The relevant question, though, is whether Trump will be incrementally less deferential to the Supreme Court or radically so. It is a stretch to say Obama set a new precedent by registering disapproval of certain Supreme Court decisions, but the concern Trump raises is whether he will adhere to those decisions at all.
Early signs are very worrying, yet they have no precedent in Obama’s tenure.
2: “When, as he has already in proposing Nigel Farage as the U.K.’s ambassador to the U.S., Trump violates centuries of diplomatic protocol, his cavilers will be reminded that Obama was against Brexit.”
Trump’s cavilers may or may not raise this objection, but if they do it will be no different than the many whataboutist excuses they’ve made for Trump’s offenses since his campaign began. It was probably strategically unwise for Obama to comment on Brexit, but it is not remotely illiberal for a U.S. president to voice his opinion about what he thinks is best for preserving global order. This has nothing to do with Trump suggesting the U.K. recall the British ambassador and replace him with a Trump crony. The Obama administration has well known grievances with Israeli Ambassador Ron Dermer, but Obama never publicly suggested Benjamin Netanyahu replace him with a left-wing apparatchik from outside the Likud Party.
3. “If Trump attempts to dominate Congress and to usurp its legislative functions, his acolytes will show videos of Obama’s ‘We can’t wait.’”

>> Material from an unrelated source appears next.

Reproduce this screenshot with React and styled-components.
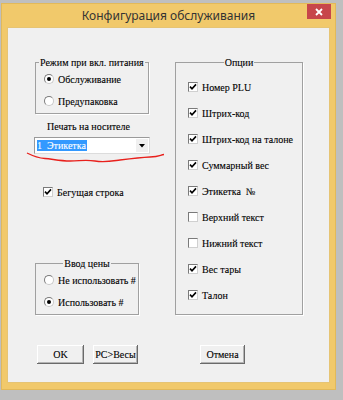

We Can’t Wait is the name Obama gave to his administrative agenda in 2011, when Congress gridlocked. Here Cooke is on his strongest ground. Obama at times pushed the boundaries of executive power. This backfired in one famous instance when the Supreme Court ruled 9-0 that he’d exceeded his recess appointment power (which has now been significantly constricted). The concern with Trump, though, isn’t that he will read laws creatively to change U.S. policy, fully aware that courts might reverse him (he enters power, after all, with unified control of government, lessening the need for such creativity). It is that he will be the “Caesar” conservatives tendentiously accused Obama of being, and that nobody in Congress or the Supreme Court with any power will try to stop him.
4. “If Trump undermines due process, we will be reminded of the Democrats’ support for restricting the Second Amendment based on the government’s ‘terror watch’ list, and of the kangaroo courts that have been set up on college campuses across the land.”

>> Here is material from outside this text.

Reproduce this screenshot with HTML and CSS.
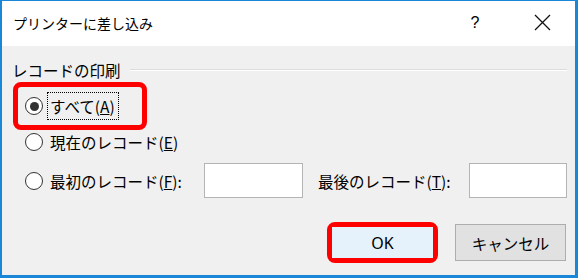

Democrats have argued for restricting gun sales to people on government terror-suspect lists, but to precisely zero substantive or political effect. Had Democrats succeeded, and Obama signed a law codifying these proposed restrictions, it would have created real due process violations, but also may well have been struck down by a Supreme Court that Obama defers to. Meanwhile, Obama is an extremely vocal critic of left-wing campus illiberalism.
Obama’s due process record isn’t sterling, but it is broadly consistent with liberal norms, and exceeds his predecessors in many critical respects. Trump’s threats to due process, by contrast, would end-run Congress and the Supreme Court (see above). Trump, to take another example, threatened to jail his general election opponent. Obama never threatened to jail Mitt Romney or John McCain, and he even (mistakenly, in my view) quashed a Justice Department investigation into the Bush administration’s torture regime. Influential conservatives during the Obama era falsely convinced millions of gun owners that he would dispatch federal agents to confiscate their weapons. Had Obama ever proposed such a gun grab on Twitter, the kind of continuum Cooke suggests between Obama and Trump would be real. In reality it is entirely imagined. In the end, Cooke’s argument is not that Obama laid a foundation for Trumpism; it is that Obama should have been more sheepish about his liberalism while he held power.